Here is one paragraph of interest:
In a way, one could also describe the entire argument of the book in the following way. A culture, the West, believes that all cultures are constituted (partially) by religion; it further believes that individuals and cultures require worldviews to orient and navigate themselves in the world. These beliefs are those of a culture and I show that they partially constitute the West. To show this, I specify how cultures differ from each other. Relating learning processes to cultural differences help us here.
My first quibble is that I don't think cultures really have beliefs of that sort - individuals do. That's true in every primitive village but it's far more true in a huge and highly varied culture like India or "The West." Each of us sees the world individually, and we communicate our perceptions to others in our own cultures much the way that we communicate with somebody in another culture, the only difference being that we need to make more allowance for differences the greater the difference in our backgrounds. The second thing I would say is that religion, broadly interpreted, is extremely widespread, even if it isn't universal.

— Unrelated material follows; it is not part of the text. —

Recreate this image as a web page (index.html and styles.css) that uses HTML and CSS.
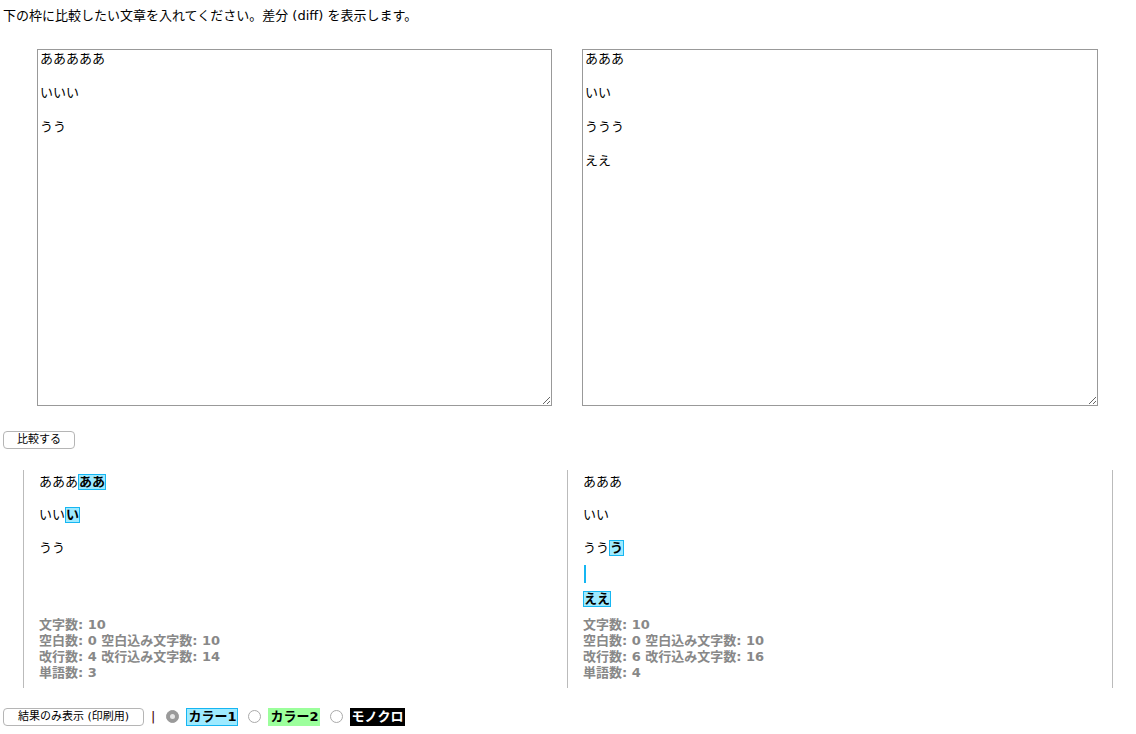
FILE: index.html
```html
<!DOCTYPE html>
<html lang="ja">
<head>
<meta charset="utf-8">
<title>diff</title>
<link rel="stylesheet" href="styles.css">
</head>
<body>
<p class="intro">下の枠に比較したい文章を入れてください。差分 (diff) を表示します。</p>
<div class="inputs">
<textarea class="src">あああああ

いいい

うう</textarea>
<textarea class="src">あああ

いい

ううう

ええ</textarea>
</div>
<div class="btnrow"><button class="btn cmp">比較する</button></div>
<div class="results">
  <div class="cell diff left">
    <div class="ln">あああ<span class="hl">ああ</span></div>
    <div class="ln"></div>
    <div class="ln">いい<span class="hl">い</span></div>
    <div class="ln"></div>
    <div class="ln">うう</div>
  </div>
  <div class="cell diff right">
    <div class="ln">あああ</div>
    <div class="ln"></div>
    <div class="ln">いい</div>
    <div class="ln"></div>
    <div class="ln">うう<span class="hl">う</span></div>
    <div class="nlbar"></div>
    <div class="ln last"><span class="hl">ええ</span></div>
  </div>
  <div class="cell stats left">
    <div>文字数: 10</div>
    <div>空白数: 0 空白込み文字数: 10</div>
    <div>改行数: 4 改行込み文字数: 14</div>
    <div>単語数: 3</div>
  </div>
  <div class="cell stats right">
    <div>文字数: 10</div>
    <div>空白数: 0 空白込み文字数: 10</div>
    <div>改行数: 6 改行込み文字数: 16</div>
    <div>単語数: 4</div>
  </div>
</div>
<div class="bottom">
  <button class="btn print">結果のみ表示 (印刷用)</button>
  <span class="sep">|</span>
  <span class="radio checked"></span><span class="tag c1">カラー1</span>
  <span class="radio"></span><span class="tag c2">カラー2</span>
  <span class="radio"></span><span class="tag mono">モノクロ</span>
</div>
</body>
</html>
```
FILE: styles.css
```css
html, body {
  margin: 0;
  padding: 0;
  background: #fff;
}
body {
  font-family: "DejaVu Sans", "Noto Sans CJK JP", sans-serif;
  font-size: 13px;
  color: #000;
  width: 1136px;
}
.intro {
  margin: 0;
  padding: 8px 0 0 3px;
  line-height: 16px;
  height: 16px;
}
.inputs {
  display: flex;
  gap: 30px;
  padding: 25px 0 0 37px;
}
.src {
  box-sizing: border-box;
  width: 515px;
  height: 357px;
  margin: 0;
  border: 1px solid #999;
  padding: 0 2px;
  font-family: "DejaVu Sans", "Noto Sans CJK JP", sans-serif;
  font-size: 13px;
  line-height: 17px;
  color: #000;
  resize: both;
  outline: none;
}
.src:last-child {
  width: 516px;
}
.btnrow {
  padding: 25px 0 0 3px;
  height: 18px;
}
.btn {
  box-sizing: border-box;
  height: 18px;
  padding: 0;
  margin: 0;
  border: 1px solid #b5b5b5;
  border-radius: 4px;
  background: #fff;
  font-family: "DejaVu Sans", "Noto Sans CJK JP", sans-serif;
  font-size: 11px;
  line-height: 16px;
  color: #000;
}
.cmp { width: 72px; }
.print { width: 141px; }
.results {
  display: grid;
  grid-template-columns: 544px 546px;
  margin: 21px 0 0 23px;
}
.cell {
  box-sizing: border-box;
  border-left: 1px solid #bbb;
  padding-left: 15px;
}
.cell.right {
  border-right: 1px solid #bbb;
}
.diff {
  padding-top: 4px;
}
.ln {
  height: 16.5px;
  line-height: 16.5px;
}
.hl {
  box-sizing: border-box;
  display: inline-block;
  height: 16px;
  line-height: 14px;
  background: #9eeaff;
  border: 1px solid #16b6f2;
  font-weight: bold;
  vertical-align: top;
}
.nlbar {
  width: 2px;
  height: 18px;
  margin: 8px 0 0 1px;
  background: #16b6f2;
}
.ln.last {
  margin-top: 8px;
  height: 16px;
}
.stats {
  padding-top: 10px;
  padding-bottom: 7px;
  color: #888;
  font-weight: bold;
  line-height: 16px;
}
.bottom {
  display: flex;
  align-items: center;
  padding: 20px 0 0 3px;
  height: 18px;
}
.sep {
  margin: 0 11px 0 7px;
  color: #400;
  font-size: 13px;
}
.radio {
  box-sizing: border-box;
  width: 13px;
  height: 13px;
  border-radius: 50%;
  border: 1px solid #aaa;
  background: #fff;
  margin-right: 7px;
  position: relative;
}
.radio.checked {
  background: #9a9a9a;
  border-color: #9a9a9a;
}
.radio.checked::after {
  content: "";
  position: absolute;
  left: 3px;
  top: 3px;
  width: 5px;
  height: 5px;
  border-radius: 50%;
  background: #e6e6e6;
}
.tag {
  box-sizing: border-box;
  height: 18px;
  line-height: 16px;
  font-weight: bold;
  padding: 0 1px;
  margin-right: 10px;
}
.c1 {
  background: #9eeaff;
  border: 1px solid #16b6f2;
}
.c2 {
  background: #9cff9c;
  border: 1px solid #9cff9c;
}
.mono {
  background: #000;
  color: #fff;
  border: 1px solid #000;
  padding: 0;
}
```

The argument seems to be that Westerners are incapable of understanding Indian culture, and vice-versa. I don't believe that. Understanding anybody else's thoughts is imperfect, but it's a task we humans have invested a lot of wetware in and we are good at it.
He also seems to argue that Indians don't have religion. If he had said Indians didn't have one religion, I would certainly agree. If he had said most Indian religions are pretty different from the Abramaic religions, I would also agree. If he said Indian religion is not mostly about theology, I would agree with that too. But if he says they don't have religion, I just have to ask what all those temples and statues of spirit creatures are about.